A job is made of one of multiple tasks. Tasks can:

  • have constraints on what OS, what IP, processor it requires,
  • run inside a container with resources (CPU, memory, disk) limits with command-line flags.

Users can operate by jobs with RPCs to Borg.

Allocs

  • Alloc: is a reserved set of resources on a machine for one or more tasks to be run.
  • Alloc Set: a set of Allocs on multiple machines. Once an Alloc Set is created, a job can be scheduled to run on it.

Priority, Quota and Admission Control

Every job has a priority, and the scheduler schedule them ranking by the priority.

Quota is assigned to/purchased by the user. It’s defined by resources at a certain priority. Quota is managed by admission control, and a job/user is over quota, the job is immediately rejected.

Naming and monitoring

Borg names and monitors tasks with:

  • “Borg name service”, that assigns each task a name and a DNS name, so that a task can be reachable at a certain DNS address.
  • Chubby consistency service: a task writes its info to Chubby upon creation, and updates when there’s a change in health.
  • Almost every task has an HTTP endpoint that exposes health metrics that can be queried by Borg health monitoring service.
  • Records all job submission and task events, resource usage metrics in a database for future query.

Architecture

Borgmaster and Borglet

Borg master records all the job status and manages state machines to all the objects in the system (machines, tasks, allocs, etc). And the data is saved in a Paxos-enabled Chubby store.

Borglet is a local Borg agent that resides on every machine in a cell, which manages tasks on a single machine, and sends heartbeats to the master.

Scheduler

Borgmaster records jobs to Paxos store and pending queue, which is picked up by the scheduler, and gets scheduled.
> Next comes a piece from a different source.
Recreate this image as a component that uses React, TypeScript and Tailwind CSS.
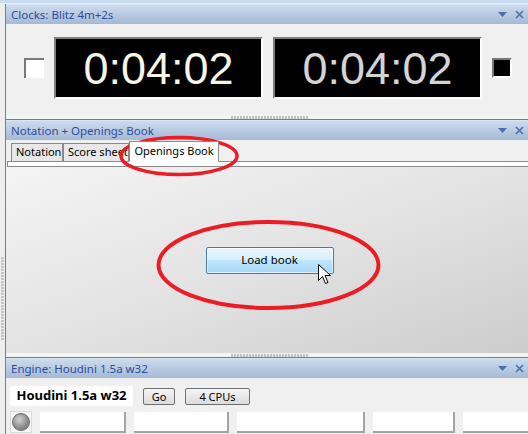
import React from "react";

const ui = "font-['Segoe_UI','Noto_Sans','Liberation_Sans',sans-serif]";

function TitleBar({ title }: { title: string }) {
  return (
    <div className="h-[20px] shrink-0 flex items-center justify-between pl-[5px] pr-[9px] bg-gradient-to-b from-[#cbdcf0] to-[#a6b9d3] border-t border-t-[#dbe6f4]">
      <span className="text-[11.5px] leading-none text-[#2b4d9e]">{title}</span>
      <div className="flex items-center gap-[8px]">
        <svg width="9" height="5" viewBox="0 0 9 5">
          <path d="M0 0h9L4.5 5z" fill="#4a6fae" />
        </svg>
        <svg width="9" height="9" viewBox="0 0 9 9">
          <path d="M1 1l7 7M8 1L1 8" stroke="#4a6fae" strokeWidth="1.6" />
        </svg>
      </div>
    </div>
  );
}

// little checkered grip used on the splitters
function Grip() {
  return (
    <div className="w-[78px] h-[3px] bg-[repeating-linear-gradient(90deg,#c4c4c4_0_2px,#ececec_2px_3px)]" />
  );
}

function Splitter() {
  return (
    <div className="h-[5px] shrink-0 flex items-center justify-center bg-[#f4f4f4] border-b border-b-[#7a7a7a]">
      <Grip />
    </div>
  );
}

function Clock({ time, color }: { time: string; color: string }) {
  return (
    <div className="w-[209px] h-[62px] bg-black border-t-2 border-l-2 border-t-[#7f7f7f] border-l-[#7f7f7f] border-b-2 border-r-2 border-b-white border-r-white flex items-center justify-center">
      <span className={`font-['Liberation_Sans',Arial,sans-serif] text-[45px] leading-none ${color}`}>{time}</span>
    </div>
  );
}

function Tab({ label, active, w }: { label: string; active?: boolean; w: string }) {
  if (active) {
    return (
      <div className={`${w} h-[21px] -mb-px bg-white border border-[#8a8a8a] border-b-white flex items-center justify-center text-[11px] text-black z-10 whitespace-nowrap`}>
        {label}
      </div>
    );
  }
  return (
    <div className={`${w} h-[18px] bg-[#e8e8e8] border border-[#8a8a8a] border-b-0 flex items-center pl-[4px] text-[11px] text-black overflow-hidden whitespace-nowrap`}>
      {label}
    </div>
  );
}

function Field({ w }: { w: string }) {
  return <div className={`${w} h-[21px] bg-white border-r-2 border-b-2 border-r-[#a3a3a3] border-b-[#a3a3a3]`} />;
}

export default function App() {
  return (
    <div className={`relative w-[528px] h-[434px] overflow-hidden flex bg-[#f0f0f0] ${ui}`}>
      <div className="w-[2px] bg-[#5f6c96]" />
      <div className="flex-1 flex flex-col">
        <div className="h-[4px] shrink-0 bg-[#c9dcf1] border-b border-b-[#e6eef8]" />
        <div className="flex-1 flex">
          {/* left dock gutter */}
          <div className="w-[5px] bg-[#eeeeee] flex items-center pt-[160px]">
            <div className="w-[3px] h-[84px] ml-[1px] bg-[repeating-linear-gradient(180deg,#c4c4c4_0_2px,#ececec_2px_3px)]" />
          </div>
          <div className="flex-1 flex flex-col border-l border-l-[#7d7d7d]">
            {/* clocks */}
            <TitleBar title="Clocks: Blitz 4m+2s" />
            <div className="h-[91px] shrink-0 flex items-center pl-[18px] pr-[14px] pb-[3px]">
              <div className="w-[20px] h-[20px] bg-white border-t-2 border-l-2 border-[#7a7a7a]" />
              <div className="ml-[10px]">
                <Clock time="0:04:02" color="text-[#f6f5e6]" />
              </div>
              <div className="ml-[10px]">
                <Clock time="0:04:02" color="text-[#d4d4d4]" />
              </div>
              <div className="ml-[10px] w-[20px] h-[20px] bg-black border-t-2 border-l-2 border-t-[#777] border-l-[#777] border-b-2 border-r-2 border-b-white border-r-white" />
            </div>
            <Splitter />

            {/* notation + book */}
            <TitleBar title="Notation + Openings Book" />
            <div className="h-[21px] shrink-0 pl-[5px] flex items-end">
              <Tab label="Notation" w="w-[52px]" />
              <Tab label="Score sheet" w="w-[66px]" />
              <Tab label="Openings Book" active w="w-[90px]" />
            </div>
            <div className="h-[6px] shrink-0 ml-[1px] mr-[2px] bg-white border border-[#8a8a8a]" />
            <div className="h-[186px] shrink-0 bg-gradient-to-br from-[#f4f4f4] via-[#e3e3e3] to-[#cccccc] flex items-center justify-center">
              <button className="w-[128px] h-[27px] rounded-[2px] border border-[#3c7fb1] bg-[linear-gradient(180deg,#eaf6fd_0%,#d9f0fc_45%,#bee6fd_50%,#a7d9f5_100%)] text-[11.5px] text-black shadow-[inset_0_0_0_1px_rgba(255,255,255,0.6)]">
                Load book
              </button>
            </div>
            <Splitter />

            {/* engine */}
            <TitleBar title="Engine: Houdini 1.5a w32" />
            <div className="flex-1 flex flex-col pl-[4px] pt-[8px] gap-[5px]">
              <div className="flex items-center">
                <div className="w-[123px] h-[20px] bg-white flex items-center justify-center text-[13px] font-bold text-black">
                  Houdini 1.5a w32
                </div>
                <button className="ml-[10px] w-[32px] h-[17px] rounded-[2px] border border-[#707070] bg-gradient-to-b from-[#f4f4f4] to-[#dcdcdc] text-[11px] leading-none text-black">
                  Go
                </button>
                <button className="ml-[10px] w-[65px] h-[17px] rounded-[2px] border border-[#707070] bg-gradient-to-b from-[#f4f4f4] to-[#dcdcdc] text-[11px] leading-none text-black">
                  4 CPUs
                </button>
              </div>
              <div className="flex items-center gap-[8px]">
                <div className="w-[22px] h-[22px] flex items-center justify-center bg-[#f7f7f7] border border-[#dadada]">
                  <div className="w-[18px] h-[18px] rounded-full bg-[radial-gradient(circle_at_40%_35%,#d0d0d0,#8a8a8a_60%,#6c6c6c)] border border-[#6a6a6a]" />
                </div>
                <Field w="w-[86px]" />
                <Field w="w-[95px]" />
                <Field w="w-[128px]" />
                <Field w="w-[82px]" />
                <Field w="w-[70px]" />
              </div>
            </div>
          </div>
        </div>
      </div>

      {/* pointer over the button */}
      <svg className="absolute left-[318px] top-[264px]" width="14" height="21" viewBox="0 0 14 21">
        <path d="M0.5 0.5v16l4-4 3 7 2.5-1-3-7h5.5z" fill="white" stroke="black" strokeWidth="1" strokeLinejoin="miter" />
      </svg>

      {/* red marker rings */}
      <svg className="absolute inset-0 pointer-events-none" width="528" height="434">
        <ellipse cx="179" cy="156" rx="58" ry="18.5" fill="none" stroke="#ec1b24" strokeWidth="3.5" />
        <ellipse cx="268.5" cy="265" rx="110" ry="43" fill="none" stroke="#ec1b24" strokeWidth="4" />
      </svg>
    </div>
  );
}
The scheduler uses an algorithm “E-PVM” for scoring, (sometimes called “worst fit”), or an algorithm that packs the tasks to minimal number of machines (sometimes called “best fit”).

Scalability

Borg uses the following techniques for scalability:

  • Scheduler uses a separate process, to operate in parallel with the other Borgmaster.
  • A scheduler operates on a cached copy of the cell state.
  • Uses separate threads to talk to Borglets and respond to read-only RPCs.
  • Shards (partitioned) functions across five Borgmaster replicas.

Availability

Failures are normal and applications run on Borg on expected to handle failures, and automatically rescheduled when evicted due to failure, eviction, preemption, and etc.

Conclusion

Borg serves as an important example for the design of all other large-scale distributed scheduling systems, which performs in the challenges of functionality, scalability and availability, and high utilization of the cluster resources.